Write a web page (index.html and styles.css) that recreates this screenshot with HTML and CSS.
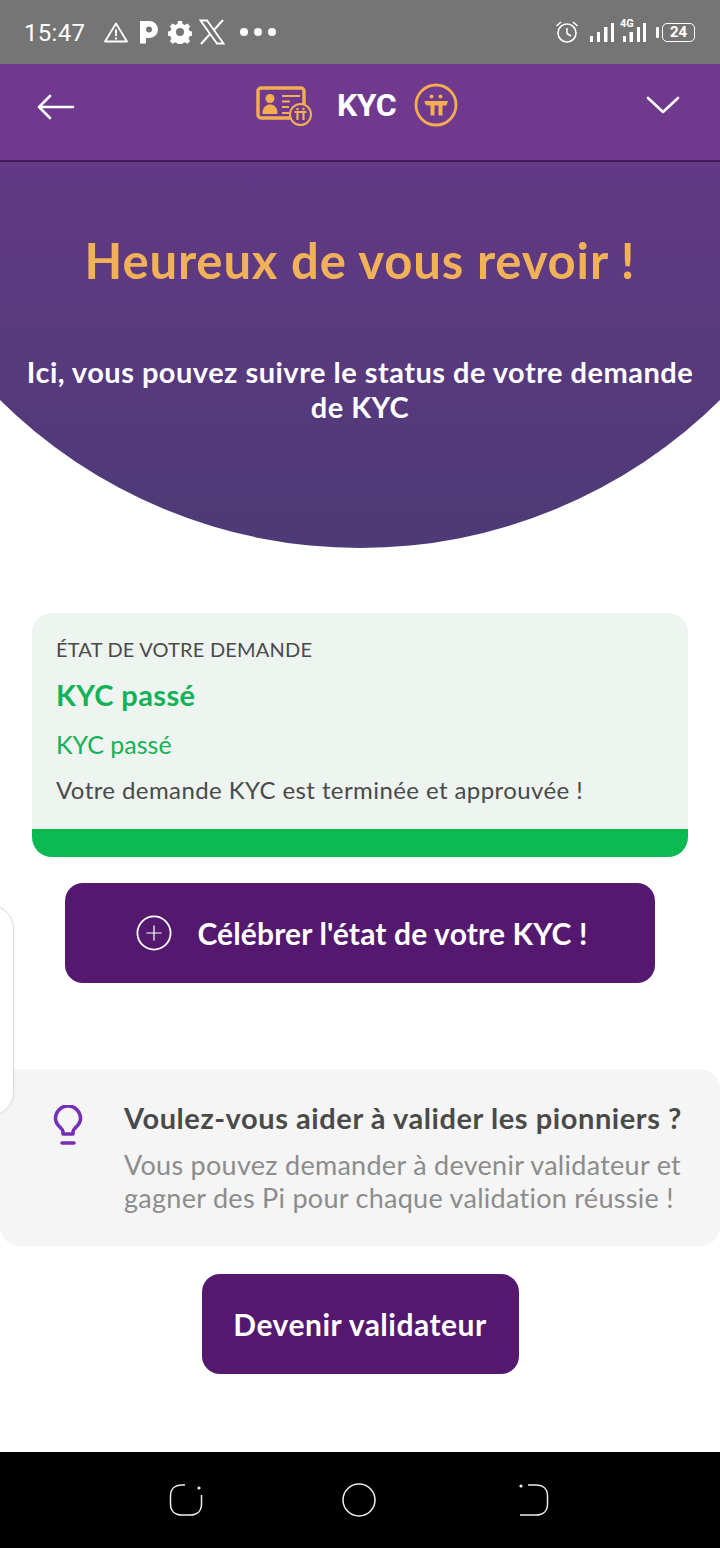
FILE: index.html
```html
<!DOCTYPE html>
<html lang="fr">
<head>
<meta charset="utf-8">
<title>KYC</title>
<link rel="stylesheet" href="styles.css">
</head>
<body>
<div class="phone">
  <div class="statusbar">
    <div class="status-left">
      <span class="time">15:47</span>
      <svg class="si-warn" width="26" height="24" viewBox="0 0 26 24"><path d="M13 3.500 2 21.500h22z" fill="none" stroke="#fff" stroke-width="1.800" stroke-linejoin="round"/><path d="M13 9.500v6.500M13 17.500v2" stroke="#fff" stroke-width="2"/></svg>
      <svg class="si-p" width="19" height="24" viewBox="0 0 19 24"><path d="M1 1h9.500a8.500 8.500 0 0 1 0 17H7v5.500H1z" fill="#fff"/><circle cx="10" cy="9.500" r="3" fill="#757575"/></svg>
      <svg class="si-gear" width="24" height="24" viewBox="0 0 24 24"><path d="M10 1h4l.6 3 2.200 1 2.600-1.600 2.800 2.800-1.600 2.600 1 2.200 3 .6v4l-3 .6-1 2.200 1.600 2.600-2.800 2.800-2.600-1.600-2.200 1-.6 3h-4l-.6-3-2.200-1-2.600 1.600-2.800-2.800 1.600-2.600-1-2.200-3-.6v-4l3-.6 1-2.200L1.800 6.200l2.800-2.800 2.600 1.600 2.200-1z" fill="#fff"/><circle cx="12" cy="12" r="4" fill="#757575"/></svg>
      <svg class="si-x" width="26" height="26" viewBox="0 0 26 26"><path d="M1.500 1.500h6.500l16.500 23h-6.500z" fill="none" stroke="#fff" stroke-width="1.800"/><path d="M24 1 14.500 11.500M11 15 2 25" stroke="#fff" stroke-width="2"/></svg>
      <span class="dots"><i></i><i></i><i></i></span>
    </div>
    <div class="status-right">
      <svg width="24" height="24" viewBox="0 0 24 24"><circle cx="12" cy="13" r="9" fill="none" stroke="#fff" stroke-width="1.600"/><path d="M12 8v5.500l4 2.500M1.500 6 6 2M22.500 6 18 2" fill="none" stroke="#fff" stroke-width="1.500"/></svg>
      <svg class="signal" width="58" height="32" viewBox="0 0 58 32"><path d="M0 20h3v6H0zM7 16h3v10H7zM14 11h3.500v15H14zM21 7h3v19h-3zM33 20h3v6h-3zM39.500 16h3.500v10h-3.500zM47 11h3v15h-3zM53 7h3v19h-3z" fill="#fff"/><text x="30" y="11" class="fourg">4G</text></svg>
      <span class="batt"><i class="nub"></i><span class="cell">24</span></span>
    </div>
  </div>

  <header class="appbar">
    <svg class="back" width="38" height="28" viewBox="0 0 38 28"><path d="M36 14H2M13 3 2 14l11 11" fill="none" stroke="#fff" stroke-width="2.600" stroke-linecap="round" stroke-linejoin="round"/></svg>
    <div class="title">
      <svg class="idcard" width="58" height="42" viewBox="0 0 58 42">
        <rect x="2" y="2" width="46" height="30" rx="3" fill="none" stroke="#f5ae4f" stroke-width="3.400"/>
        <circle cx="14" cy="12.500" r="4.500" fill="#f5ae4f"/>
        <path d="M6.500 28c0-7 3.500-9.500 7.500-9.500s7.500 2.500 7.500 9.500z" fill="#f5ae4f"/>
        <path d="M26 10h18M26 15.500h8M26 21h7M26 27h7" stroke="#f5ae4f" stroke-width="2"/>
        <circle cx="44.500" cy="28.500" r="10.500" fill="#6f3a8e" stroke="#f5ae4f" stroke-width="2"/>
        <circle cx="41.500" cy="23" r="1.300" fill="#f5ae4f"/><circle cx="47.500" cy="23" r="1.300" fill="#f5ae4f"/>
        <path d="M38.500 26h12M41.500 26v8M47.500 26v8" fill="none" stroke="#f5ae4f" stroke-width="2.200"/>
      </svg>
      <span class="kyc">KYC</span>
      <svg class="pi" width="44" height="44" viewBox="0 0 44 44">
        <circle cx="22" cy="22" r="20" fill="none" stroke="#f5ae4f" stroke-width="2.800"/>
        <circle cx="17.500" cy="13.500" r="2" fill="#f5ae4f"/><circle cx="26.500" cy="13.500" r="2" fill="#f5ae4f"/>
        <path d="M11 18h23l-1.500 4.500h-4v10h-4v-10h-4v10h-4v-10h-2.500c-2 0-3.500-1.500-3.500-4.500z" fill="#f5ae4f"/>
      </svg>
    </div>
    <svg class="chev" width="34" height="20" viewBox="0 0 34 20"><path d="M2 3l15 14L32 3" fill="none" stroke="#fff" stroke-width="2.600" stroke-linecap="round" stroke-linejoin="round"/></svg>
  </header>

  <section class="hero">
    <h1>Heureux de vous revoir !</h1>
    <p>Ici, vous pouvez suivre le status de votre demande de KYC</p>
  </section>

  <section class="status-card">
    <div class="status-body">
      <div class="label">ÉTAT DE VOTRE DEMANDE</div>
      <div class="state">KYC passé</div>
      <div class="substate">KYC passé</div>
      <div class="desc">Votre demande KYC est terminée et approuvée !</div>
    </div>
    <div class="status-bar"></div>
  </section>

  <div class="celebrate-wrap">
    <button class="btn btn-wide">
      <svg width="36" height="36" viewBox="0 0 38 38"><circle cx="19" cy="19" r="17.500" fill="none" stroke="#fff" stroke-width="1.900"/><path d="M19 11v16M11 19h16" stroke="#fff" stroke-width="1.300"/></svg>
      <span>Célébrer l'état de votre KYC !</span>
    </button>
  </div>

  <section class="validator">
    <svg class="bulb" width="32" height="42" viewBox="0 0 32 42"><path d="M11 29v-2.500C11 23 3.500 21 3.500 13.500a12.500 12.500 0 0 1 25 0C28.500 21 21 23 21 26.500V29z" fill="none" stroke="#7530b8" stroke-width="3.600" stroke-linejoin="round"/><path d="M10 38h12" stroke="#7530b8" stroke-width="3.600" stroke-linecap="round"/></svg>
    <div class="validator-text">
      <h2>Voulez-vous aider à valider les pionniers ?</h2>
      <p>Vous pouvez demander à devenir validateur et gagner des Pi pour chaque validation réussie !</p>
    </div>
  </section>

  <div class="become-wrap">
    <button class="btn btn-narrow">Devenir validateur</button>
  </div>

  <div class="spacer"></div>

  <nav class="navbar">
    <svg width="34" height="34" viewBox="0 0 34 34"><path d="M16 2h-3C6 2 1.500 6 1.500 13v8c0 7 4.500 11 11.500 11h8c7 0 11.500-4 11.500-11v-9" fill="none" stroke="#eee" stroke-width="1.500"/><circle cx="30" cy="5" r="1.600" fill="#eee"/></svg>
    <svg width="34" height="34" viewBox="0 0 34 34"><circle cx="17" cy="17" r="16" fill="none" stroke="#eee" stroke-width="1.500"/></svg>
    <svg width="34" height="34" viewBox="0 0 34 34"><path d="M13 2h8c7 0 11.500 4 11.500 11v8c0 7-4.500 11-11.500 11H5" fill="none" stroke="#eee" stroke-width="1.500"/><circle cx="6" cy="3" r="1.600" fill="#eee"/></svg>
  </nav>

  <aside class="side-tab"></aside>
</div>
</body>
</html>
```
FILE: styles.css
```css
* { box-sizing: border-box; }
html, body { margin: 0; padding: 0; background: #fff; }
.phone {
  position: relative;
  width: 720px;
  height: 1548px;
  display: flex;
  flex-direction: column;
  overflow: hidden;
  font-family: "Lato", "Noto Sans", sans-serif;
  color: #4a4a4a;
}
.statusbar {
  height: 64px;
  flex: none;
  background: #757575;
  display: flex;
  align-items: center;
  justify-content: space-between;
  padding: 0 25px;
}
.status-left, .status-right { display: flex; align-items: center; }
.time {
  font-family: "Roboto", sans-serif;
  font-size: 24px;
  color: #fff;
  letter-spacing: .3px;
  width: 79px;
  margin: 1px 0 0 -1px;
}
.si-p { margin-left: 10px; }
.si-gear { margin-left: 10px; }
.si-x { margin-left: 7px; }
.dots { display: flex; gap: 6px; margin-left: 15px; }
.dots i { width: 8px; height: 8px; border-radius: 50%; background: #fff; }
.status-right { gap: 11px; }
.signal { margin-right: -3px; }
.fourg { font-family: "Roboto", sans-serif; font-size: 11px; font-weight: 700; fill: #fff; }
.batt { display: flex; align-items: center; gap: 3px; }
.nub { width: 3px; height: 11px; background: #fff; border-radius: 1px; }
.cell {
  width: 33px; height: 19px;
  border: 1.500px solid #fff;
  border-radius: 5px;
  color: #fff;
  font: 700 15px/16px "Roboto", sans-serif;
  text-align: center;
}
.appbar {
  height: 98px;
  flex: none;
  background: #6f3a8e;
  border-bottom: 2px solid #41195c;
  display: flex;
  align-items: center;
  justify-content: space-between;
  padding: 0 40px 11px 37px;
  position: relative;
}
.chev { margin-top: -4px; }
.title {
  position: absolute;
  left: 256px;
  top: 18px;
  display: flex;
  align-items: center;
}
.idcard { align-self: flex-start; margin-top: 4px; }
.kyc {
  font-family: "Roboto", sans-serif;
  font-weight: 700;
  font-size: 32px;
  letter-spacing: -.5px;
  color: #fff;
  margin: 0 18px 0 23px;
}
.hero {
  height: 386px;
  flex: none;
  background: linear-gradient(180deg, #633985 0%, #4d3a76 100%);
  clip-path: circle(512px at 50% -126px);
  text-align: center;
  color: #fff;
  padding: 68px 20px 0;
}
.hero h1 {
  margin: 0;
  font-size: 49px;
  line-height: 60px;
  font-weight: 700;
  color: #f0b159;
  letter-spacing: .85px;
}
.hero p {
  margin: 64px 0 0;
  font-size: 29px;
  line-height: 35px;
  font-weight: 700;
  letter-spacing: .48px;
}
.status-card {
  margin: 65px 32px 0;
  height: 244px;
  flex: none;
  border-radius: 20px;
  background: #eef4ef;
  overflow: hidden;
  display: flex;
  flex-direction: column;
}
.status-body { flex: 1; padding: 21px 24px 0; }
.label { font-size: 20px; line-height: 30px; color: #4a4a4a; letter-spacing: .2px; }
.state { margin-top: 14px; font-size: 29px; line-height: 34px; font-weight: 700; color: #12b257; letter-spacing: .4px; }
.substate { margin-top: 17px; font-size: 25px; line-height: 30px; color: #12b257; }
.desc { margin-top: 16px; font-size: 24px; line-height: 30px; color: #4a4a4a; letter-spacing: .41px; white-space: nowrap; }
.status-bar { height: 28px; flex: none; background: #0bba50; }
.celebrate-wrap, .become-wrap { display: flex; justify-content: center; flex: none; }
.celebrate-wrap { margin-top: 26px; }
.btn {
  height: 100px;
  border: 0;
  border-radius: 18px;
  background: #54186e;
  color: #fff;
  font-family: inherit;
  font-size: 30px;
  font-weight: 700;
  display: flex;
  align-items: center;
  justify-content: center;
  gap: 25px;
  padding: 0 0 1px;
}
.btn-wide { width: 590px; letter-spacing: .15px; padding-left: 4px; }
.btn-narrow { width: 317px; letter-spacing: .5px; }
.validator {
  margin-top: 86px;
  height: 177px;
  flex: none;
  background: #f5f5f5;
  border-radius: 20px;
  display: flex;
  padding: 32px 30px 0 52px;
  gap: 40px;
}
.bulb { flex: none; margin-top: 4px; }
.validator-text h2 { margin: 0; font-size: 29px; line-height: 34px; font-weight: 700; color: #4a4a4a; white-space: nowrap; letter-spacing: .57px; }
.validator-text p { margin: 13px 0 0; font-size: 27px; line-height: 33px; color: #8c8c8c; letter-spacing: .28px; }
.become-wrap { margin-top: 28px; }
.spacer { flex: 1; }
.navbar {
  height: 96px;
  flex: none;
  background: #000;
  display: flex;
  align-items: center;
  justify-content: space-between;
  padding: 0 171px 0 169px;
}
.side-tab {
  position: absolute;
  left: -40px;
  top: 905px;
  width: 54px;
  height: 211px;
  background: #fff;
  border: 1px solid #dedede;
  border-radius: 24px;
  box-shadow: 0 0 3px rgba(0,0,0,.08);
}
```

EXERCISE DETAILS: Return every line containing "index".

TASK OUTPUT:
Write a web page (index.html and styles.css) that recreates this screenshot with HTML and CSS.
FILE: index.html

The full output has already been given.